═════ DATA BLOCK

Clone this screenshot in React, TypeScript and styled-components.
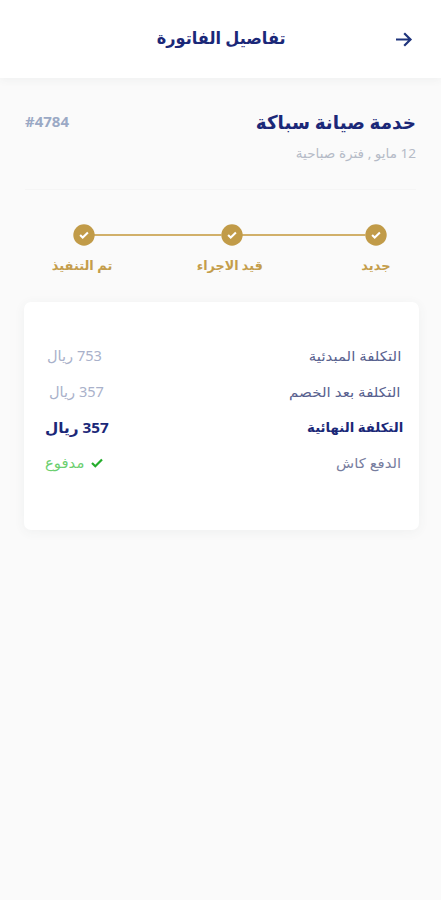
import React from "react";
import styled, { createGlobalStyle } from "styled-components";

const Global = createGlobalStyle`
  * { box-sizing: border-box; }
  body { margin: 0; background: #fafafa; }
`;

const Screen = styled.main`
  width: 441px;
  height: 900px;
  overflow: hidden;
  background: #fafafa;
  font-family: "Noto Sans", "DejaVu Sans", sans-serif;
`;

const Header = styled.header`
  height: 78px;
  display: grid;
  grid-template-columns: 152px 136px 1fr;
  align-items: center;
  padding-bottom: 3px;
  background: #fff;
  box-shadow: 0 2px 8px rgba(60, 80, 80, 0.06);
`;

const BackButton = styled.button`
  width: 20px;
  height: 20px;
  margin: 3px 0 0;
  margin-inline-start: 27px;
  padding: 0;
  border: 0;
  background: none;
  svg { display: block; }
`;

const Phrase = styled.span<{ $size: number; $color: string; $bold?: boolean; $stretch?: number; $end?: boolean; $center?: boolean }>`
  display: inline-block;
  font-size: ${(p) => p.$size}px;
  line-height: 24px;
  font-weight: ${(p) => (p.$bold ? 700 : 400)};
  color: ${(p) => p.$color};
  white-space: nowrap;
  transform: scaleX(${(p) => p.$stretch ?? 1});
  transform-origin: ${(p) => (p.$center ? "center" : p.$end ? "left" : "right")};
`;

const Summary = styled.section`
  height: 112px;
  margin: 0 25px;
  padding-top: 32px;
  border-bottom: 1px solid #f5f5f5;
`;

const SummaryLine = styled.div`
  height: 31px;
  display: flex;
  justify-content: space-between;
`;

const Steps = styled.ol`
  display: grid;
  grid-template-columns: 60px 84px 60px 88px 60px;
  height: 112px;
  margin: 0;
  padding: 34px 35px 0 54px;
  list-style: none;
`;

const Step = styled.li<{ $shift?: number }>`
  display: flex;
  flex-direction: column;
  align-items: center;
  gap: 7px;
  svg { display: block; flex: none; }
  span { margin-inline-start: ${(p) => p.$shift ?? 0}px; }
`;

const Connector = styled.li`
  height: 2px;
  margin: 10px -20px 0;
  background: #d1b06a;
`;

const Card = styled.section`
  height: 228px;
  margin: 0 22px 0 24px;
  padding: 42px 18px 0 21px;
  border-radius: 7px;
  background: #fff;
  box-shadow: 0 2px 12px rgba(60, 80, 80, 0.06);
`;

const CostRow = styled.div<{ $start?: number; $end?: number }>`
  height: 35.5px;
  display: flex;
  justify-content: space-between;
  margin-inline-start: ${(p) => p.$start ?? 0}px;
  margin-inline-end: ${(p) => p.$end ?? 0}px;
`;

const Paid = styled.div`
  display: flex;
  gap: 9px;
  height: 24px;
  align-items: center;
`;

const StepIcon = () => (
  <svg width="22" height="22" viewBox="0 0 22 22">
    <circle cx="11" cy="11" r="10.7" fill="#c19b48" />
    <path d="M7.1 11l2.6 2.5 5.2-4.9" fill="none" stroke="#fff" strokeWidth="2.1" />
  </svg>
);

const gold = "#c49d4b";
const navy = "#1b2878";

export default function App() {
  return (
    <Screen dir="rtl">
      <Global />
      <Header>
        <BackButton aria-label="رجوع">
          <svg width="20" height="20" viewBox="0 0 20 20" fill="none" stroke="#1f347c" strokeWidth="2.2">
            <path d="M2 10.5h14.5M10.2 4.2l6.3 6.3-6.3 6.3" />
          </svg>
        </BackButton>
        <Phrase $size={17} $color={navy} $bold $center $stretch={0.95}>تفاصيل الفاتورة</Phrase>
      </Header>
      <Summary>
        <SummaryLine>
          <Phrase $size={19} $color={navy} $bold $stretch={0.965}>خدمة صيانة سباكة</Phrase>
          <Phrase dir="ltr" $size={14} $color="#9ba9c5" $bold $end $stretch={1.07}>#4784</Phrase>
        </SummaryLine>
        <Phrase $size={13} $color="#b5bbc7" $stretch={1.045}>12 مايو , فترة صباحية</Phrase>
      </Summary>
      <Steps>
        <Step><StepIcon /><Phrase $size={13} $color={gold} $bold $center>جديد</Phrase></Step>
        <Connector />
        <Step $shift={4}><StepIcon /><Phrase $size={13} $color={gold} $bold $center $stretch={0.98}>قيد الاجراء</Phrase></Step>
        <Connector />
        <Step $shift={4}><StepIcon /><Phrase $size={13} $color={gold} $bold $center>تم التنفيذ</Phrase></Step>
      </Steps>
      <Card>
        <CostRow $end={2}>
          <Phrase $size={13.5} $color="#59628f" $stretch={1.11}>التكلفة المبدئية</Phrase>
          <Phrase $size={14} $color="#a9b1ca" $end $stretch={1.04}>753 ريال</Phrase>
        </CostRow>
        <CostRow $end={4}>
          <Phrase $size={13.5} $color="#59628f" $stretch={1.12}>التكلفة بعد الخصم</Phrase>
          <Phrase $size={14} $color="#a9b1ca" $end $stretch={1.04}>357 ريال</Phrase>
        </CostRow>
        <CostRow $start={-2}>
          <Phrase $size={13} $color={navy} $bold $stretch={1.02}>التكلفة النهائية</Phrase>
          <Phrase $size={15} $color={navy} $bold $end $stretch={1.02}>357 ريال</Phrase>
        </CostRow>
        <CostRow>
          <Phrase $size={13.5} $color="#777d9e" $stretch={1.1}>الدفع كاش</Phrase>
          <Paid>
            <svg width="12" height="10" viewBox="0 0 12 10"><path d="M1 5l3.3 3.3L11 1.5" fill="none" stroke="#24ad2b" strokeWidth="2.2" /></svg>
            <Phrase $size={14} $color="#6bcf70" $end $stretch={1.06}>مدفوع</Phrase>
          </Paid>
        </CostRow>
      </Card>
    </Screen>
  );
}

══════════

= GIVEN INSTRUCTION =
Write out the material above again, word for word, minus its pictures.

= TASK OUTPUT =
Clone this screenshot in React, TypeScript and styled-components.
import React from "react";
import styled, { createGlobalStyle } from "styled-components";

const Global = createGlobalStyle`
  * { box-sizing: border-box; }
  body { margin: 0; background: #fafafa; }
`;

const Screen = styled.main`
  width: 441px;
  height: 900px;
  overflow: hidden;
  background: #fafafa;
  font-family: "Noto Sans", "DejaVu Sans", sans-serif;
`;

const Header = styled.header`
  height: 78px;
  display: grid;
  grid-template-columns: 152px 136px 1fr;
  align-items: center;
  padding-bottom: 3px;
  background: #fff;
  box-shadow: 0 2px 8px rgba(60, 80, 80, 0.06);
`;

const BackButton = styled.button`
  width: 20px;
  height: 20px;
  margin: 3px 0 0;
  margin-inline-start: 27px;
  padding: 0;
  border: 0;
  background: none;
  svg { display: block; }
`;

const Phrase = styled.span<{ $size: number; $color: string; $bold?: boolean; $stretch?: number; $end?: boolean; $center?: boolean }>`
  display: inline-block;
  font-size: ${(p) => p.$size}px;
  line-height: 24px;
  font-weight: ${(p) => (p.$bold ? 700 : 400)};
  color: ${(p) => p.$color};
  white-space: nowrap;
  transform: scaleX(${(p) => p.$stretch ?? 1});
  transform-origin: ${(p) => (p.$center ? "center" : p.$end ? "left" : "right")};
`;

const Summary = styled.section`
  height: 112px;
  margin: 0 25px;
  padding-top: 32px;
  border-bottom: 1px solid #f5f5f5;
`;

const SummaryLine = styled.div`
  height: 31px;
  display: flex;
  justify-content: space-between;
`;

const Steps = styled.ol`
  display: grid;
  grid-template-columns: 60px 84px 60px 88px 60px;
  height: 112px;
  margin: 0;
  padding: 34px 35px 0 54px;
  list-style: none;
`;

const Step = styled.li<{ $shift?: number }>`
  display: flex;
  flex-direction: column;
  align-items: center;
  gap: 7px;
  svg { display: block; flex: none; }
  span { margin-inline-start: ${(p) => p.$shift ?? 0}px; }
`;

const Connector = styled.li`
  height: 2px;
  margin: 10px -20px 0;
  background: #d1b06a;
`;

const Card = styled.section`
  height: 228px;
  margin: 0 22px 0 24px;
  padding: 42px 18px 0 21px;
  border-radius: 7px;
  background: #fff;
  box-shadow: 0 2px 12px rgba(60, 80, 80, 0.06);
`;

const CostRow = styled.div<{ $start?: number; $end?: number }>`
  height: 35.5px;
  display: flex;
  justify-content: space-between;
  margin-inline-start: ${(p) => p.$start ?? 0}px;
  margin-inline-end: ${(p) => p.$end ?? 0}px;
`;

const Paid = styled.div`
  display: flex;
  gap: 9px;
  height: 24px;
  align-items: center;
`;

const StepIcon = () => (
  <svg width="22" height="22" viewBox="0 0 22 22">
    <circle cx="11" cy="11" r="10.7" fill="#c19b48" />
    <path d="M7.1 11l2.6 2.5 5.2-4.9" fill="none" stroke="#fff" strokeWidth="2.1" />
  </svg>
);

const gold = "#c49d4b";
const navy = "#1b2878";

export default function App() {
  return (
    <Screen dir="rtl">
      <Global />
      <Header>
        <BackButton aria-label="رجوع">
          <svg width="20" height="20" viewBox="0 0 20 20" fill="none" stroke="#1f347c" strokeWidth="2.2">
            <path d="M2 10.5h14.5M10.2 4.2l6.3 6.3-6.3 6.3" />
          </svg>
        </BackButton>
        <Phrase $size={17} $color={navy} $bold $center $stretch={0.95}>تفاصيل الفاتورة</Phrase>
      </Header>
      <Summary>
        <SummaryLine>
          <Phrase $size={19} $color={navy} $bold $stretch={0.965}>خدمة صيانة سباكة</Phrase>
          <Phrase dir="ltr" $size={14} $color="#9ba9c5" $bold $end $stretch={1.07}>#4784</Phrase>
        </SummaryLine>
        <Phrase $size={13} $color="#b5bbc7" $stretch={1.045}>12 مايو , فترة صباحية</Phrase>
      </Summary>
      <Steps>
        <Step><StepIcon /><Phrase $size={13} $color={gold} $bold $center>جديد</Phrase></Step>
        <Connector />
        <Step $shift={4}><StepIcon /><Phrase $size={13} $color={gold} $bold $center $stretch={0.98}>قيد الاجراء</Phrase></Step>
        <Connector />
        <Step $shift={4}><StepIcon /><Phrase $size={13} $color={gold} $bold $center>تم التنفيذ</Phrase></Step>
      </Steps>
      <Card>
        <CostRow $end={2}>
          <Phrase $size={13.5} $color="#59628f" $stretch={1.11}>التكلفة المبدئية</Phrase>
          <Phrase $size={14} $color="#a9b1ca" $end $stretch={1.04}>753 ريال</Phrase>
        </CostRow>
        <CostRow $end={4}>
          <Phrase $size={13.5} $color="#59628f" $stretch={1.12}>التكلفة بعد الخصم</Phrase>
          <Phrase $size={14} $color="#a9b1ca" $end $stretch={1.04}>357 ريال</Phrase>
        </CostRow>
        <CostRow $start={-2}>
          <Phrase $size={13} $color={navy} $bold $stretch={1.02}>التكلفة النهائية</Phrase>
          <Phrase $size={15} $color={navy} $bold $end $stretch={1.02}>357 ريال</Phrase>
        </CostRow>
        <CostRow>
          <Phrase $size={13.5} $color="#777d9e" $stretch={1.1}>الدفع كاش</Phrase>
          <Paid>
            <svg width="12" height="10" viewBox="0 0 12 10"><path d="M1 5l3.3 3.3L11 1.5" fill="none" stroke="#24ad2b" strokeWidth="2.2" /></svg>
            <Phrase $size={14} $color="#6bcf70" $end $stretch={1.06}>مدفوع</Phrase>
          </Paid>
        </CostRow>
      </Card>
    </Screen>
  );
}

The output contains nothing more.